>> begin Source data

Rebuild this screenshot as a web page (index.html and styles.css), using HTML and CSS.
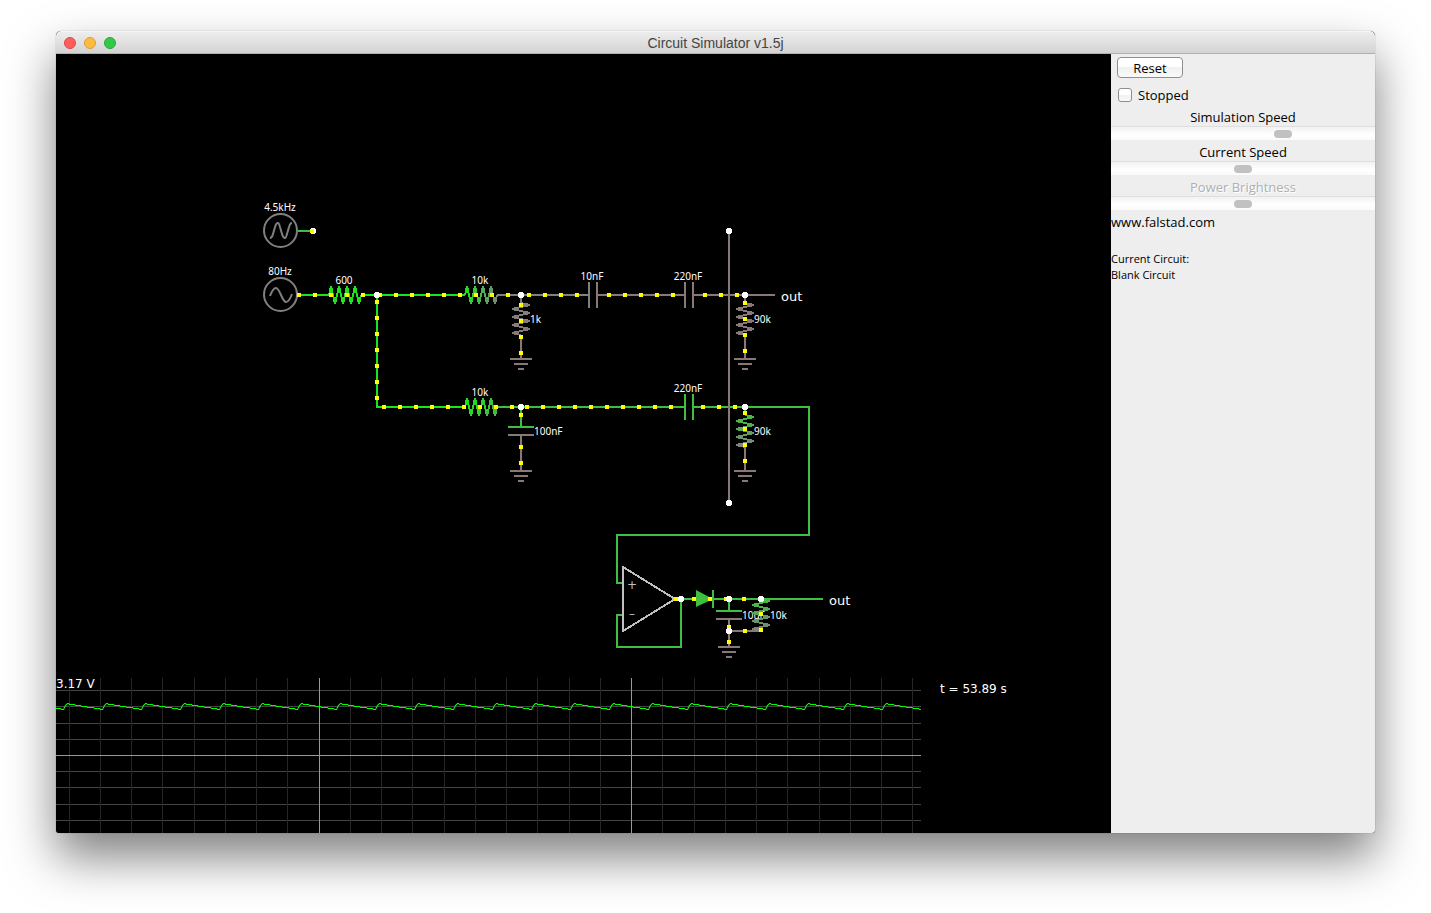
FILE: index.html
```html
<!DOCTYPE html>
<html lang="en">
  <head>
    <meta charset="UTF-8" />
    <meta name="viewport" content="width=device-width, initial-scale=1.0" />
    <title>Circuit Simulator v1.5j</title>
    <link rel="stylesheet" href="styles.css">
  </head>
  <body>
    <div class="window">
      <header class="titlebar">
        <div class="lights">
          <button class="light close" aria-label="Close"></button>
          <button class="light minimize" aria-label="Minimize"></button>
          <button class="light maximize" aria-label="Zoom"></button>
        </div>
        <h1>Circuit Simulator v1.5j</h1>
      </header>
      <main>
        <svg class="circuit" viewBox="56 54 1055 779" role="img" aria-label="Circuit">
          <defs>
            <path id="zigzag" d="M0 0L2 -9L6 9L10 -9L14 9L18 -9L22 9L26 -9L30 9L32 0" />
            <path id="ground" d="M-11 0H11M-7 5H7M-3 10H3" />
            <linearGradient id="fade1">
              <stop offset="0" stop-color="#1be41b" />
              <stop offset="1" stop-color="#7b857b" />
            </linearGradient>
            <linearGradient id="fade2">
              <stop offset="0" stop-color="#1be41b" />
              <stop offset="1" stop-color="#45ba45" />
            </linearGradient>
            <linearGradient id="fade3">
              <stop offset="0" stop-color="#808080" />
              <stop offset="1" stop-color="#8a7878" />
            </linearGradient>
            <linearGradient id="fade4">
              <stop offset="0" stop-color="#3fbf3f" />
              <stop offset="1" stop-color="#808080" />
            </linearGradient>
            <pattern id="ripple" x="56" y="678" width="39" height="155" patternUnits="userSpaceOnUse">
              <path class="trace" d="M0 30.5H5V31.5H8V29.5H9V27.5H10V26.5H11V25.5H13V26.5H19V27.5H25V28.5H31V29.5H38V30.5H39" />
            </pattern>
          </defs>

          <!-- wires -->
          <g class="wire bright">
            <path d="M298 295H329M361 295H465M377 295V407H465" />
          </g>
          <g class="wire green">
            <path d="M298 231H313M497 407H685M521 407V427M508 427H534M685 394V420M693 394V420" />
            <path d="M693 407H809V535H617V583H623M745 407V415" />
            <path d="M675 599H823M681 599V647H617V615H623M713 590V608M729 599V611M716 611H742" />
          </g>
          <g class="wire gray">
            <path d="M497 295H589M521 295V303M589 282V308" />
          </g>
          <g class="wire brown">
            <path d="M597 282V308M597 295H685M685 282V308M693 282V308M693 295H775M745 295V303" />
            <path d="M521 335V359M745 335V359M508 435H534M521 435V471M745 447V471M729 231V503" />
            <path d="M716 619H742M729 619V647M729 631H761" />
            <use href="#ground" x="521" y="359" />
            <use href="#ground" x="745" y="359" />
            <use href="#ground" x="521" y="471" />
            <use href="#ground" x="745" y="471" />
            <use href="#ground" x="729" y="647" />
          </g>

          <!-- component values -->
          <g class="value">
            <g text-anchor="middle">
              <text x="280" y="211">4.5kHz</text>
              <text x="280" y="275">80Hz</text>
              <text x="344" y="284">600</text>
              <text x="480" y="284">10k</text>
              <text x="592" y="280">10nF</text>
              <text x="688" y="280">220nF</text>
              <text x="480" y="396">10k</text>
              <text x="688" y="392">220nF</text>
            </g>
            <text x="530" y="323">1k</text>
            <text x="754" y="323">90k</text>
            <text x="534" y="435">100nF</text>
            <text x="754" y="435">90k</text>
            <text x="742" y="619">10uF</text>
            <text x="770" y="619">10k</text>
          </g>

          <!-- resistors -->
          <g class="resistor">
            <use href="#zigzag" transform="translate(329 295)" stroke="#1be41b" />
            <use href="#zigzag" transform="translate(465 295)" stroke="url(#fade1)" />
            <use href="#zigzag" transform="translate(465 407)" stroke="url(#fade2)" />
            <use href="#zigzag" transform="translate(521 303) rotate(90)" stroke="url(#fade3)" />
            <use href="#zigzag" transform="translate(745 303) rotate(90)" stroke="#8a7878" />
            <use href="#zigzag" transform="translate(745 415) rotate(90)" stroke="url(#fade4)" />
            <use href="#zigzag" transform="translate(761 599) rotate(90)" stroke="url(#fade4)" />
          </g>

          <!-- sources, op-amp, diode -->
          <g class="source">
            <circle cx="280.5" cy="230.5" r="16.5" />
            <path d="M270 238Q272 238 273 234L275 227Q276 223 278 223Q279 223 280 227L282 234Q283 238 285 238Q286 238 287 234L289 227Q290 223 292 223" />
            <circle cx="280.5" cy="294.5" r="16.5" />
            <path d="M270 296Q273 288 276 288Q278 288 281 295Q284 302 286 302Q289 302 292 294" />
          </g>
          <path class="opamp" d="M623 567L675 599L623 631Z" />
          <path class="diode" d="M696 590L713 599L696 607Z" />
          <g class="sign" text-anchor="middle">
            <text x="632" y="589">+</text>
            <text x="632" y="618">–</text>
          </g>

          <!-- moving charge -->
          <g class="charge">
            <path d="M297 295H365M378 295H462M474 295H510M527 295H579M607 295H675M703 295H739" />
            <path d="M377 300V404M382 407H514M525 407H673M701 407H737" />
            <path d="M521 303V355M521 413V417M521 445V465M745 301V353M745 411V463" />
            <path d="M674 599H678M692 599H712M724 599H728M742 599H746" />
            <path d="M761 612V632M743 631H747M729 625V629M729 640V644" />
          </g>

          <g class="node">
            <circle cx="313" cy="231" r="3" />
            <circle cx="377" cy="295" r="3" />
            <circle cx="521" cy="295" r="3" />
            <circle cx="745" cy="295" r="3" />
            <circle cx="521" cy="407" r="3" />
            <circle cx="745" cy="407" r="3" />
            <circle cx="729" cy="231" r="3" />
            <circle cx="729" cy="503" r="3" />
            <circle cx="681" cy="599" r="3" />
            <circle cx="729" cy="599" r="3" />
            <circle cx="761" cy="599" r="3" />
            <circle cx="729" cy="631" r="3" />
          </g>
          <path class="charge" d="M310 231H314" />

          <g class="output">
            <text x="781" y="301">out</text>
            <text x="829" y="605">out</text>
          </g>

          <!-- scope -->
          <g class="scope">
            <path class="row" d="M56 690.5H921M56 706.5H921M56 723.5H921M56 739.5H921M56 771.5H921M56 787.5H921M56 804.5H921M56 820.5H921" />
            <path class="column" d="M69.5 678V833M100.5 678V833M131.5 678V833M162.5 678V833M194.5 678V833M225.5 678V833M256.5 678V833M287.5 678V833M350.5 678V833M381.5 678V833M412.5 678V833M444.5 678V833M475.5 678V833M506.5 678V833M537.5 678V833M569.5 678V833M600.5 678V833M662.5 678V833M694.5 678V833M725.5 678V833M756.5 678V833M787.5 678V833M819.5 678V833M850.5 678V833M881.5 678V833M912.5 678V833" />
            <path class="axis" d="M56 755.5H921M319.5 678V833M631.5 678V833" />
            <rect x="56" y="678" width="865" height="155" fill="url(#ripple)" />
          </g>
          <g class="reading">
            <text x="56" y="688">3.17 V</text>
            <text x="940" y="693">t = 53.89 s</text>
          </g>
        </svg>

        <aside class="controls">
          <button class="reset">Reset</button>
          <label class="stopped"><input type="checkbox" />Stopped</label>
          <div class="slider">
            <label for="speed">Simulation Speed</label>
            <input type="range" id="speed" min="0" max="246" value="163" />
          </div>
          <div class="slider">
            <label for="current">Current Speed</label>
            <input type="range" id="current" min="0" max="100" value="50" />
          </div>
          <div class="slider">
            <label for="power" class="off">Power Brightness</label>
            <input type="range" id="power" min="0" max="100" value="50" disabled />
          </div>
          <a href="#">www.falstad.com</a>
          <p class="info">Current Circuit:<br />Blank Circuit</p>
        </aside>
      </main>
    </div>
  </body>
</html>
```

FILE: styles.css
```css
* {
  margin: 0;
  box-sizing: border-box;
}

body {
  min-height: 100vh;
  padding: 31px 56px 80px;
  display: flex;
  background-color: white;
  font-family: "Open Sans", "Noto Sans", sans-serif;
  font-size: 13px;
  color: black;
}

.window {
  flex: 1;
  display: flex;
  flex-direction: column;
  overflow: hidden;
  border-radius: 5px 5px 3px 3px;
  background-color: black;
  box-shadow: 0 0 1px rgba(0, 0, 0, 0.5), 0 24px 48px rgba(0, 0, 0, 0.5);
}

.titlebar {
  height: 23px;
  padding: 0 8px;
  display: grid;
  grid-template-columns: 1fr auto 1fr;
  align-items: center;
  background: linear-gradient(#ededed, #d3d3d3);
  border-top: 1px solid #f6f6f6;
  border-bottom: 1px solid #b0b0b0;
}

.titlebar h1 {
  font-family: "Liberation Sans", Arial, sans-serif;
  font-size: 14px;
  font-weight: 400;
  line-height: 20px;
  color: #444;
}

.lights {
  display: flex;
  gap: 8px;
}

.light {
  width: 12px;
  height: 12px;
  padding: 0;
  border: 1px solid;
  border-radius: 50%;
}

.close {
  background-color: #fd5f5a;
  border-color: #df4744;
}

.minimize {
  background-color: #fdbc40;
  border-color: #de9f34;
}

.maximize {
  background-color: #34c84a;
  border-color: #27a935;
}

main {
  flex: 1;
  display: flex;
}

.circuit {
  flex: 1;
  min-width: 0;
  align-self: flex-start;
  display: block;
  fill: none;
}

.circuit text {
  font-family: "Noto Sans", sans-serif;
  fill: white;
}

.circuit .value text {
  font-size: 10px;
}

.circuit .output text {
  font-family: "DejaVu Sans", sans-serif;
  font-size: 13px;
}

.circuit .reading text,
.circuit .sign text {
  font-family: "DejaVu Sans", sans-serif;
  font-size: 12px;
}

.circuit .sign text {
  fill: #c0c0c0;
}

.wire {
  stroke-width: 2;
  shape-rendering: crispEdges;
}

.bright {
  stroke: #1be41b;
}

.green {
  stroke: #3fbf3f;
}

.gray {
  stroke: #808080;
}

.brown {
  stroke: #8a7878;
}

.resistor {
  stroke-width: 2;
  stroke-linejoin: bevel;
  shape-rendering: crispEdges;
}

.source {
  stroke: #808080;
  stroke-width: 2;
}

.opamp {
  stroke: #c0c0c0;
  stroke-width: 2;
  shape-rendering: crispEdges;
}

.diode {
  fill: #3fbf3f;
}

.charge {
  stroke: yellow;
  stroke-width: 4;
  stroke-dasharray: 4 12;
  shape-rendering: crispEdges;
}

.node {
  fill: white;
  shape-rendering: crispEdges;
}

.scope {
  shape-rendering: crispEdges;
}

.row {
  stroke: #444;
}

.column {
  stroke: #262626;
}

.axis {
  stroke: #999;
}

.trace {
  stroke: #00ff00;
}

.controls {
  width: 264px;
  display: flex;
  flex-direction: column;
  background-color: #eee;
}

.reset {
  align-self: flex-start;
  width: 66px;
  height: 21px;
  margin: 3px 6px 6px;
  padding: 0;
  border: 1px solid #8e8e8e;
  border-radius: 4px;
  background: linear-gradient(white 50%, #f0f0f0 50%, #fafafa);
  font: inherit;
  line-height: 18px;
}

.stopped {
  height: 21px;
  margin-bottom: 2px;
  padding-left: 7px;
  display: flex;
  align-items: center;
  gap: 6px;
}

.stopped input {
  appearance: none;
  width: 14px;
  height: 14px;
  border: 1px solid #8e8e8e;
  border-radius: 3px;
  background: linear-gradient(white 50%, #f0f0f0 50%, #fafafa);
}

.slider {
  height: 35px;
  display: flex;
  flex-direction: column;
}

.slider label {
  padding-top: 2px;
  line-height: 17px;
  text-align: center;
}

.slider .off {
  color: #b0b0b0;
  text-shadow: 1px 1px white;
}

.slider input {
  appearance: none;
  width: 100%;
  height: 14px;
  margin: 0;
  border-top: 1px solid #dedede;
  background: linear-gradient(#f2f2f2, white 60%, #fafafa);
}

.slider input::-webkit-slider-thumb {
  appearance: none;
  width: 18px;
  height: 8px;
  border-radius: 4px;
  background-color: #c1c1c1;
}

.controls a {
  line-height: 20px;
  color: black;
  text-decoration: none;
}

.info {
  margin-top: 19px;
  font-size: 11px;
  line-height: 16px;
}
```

>> end Source data

_Task objective_.
All lines holding the word "styles" should be picked out and copied.

_Exercise solution_.
Rebuild this screenshot as a web page (index.html and styles.css), using HTML and CSS.
    <link rel="stylesheet" href="styles.css">
FILE: styles.css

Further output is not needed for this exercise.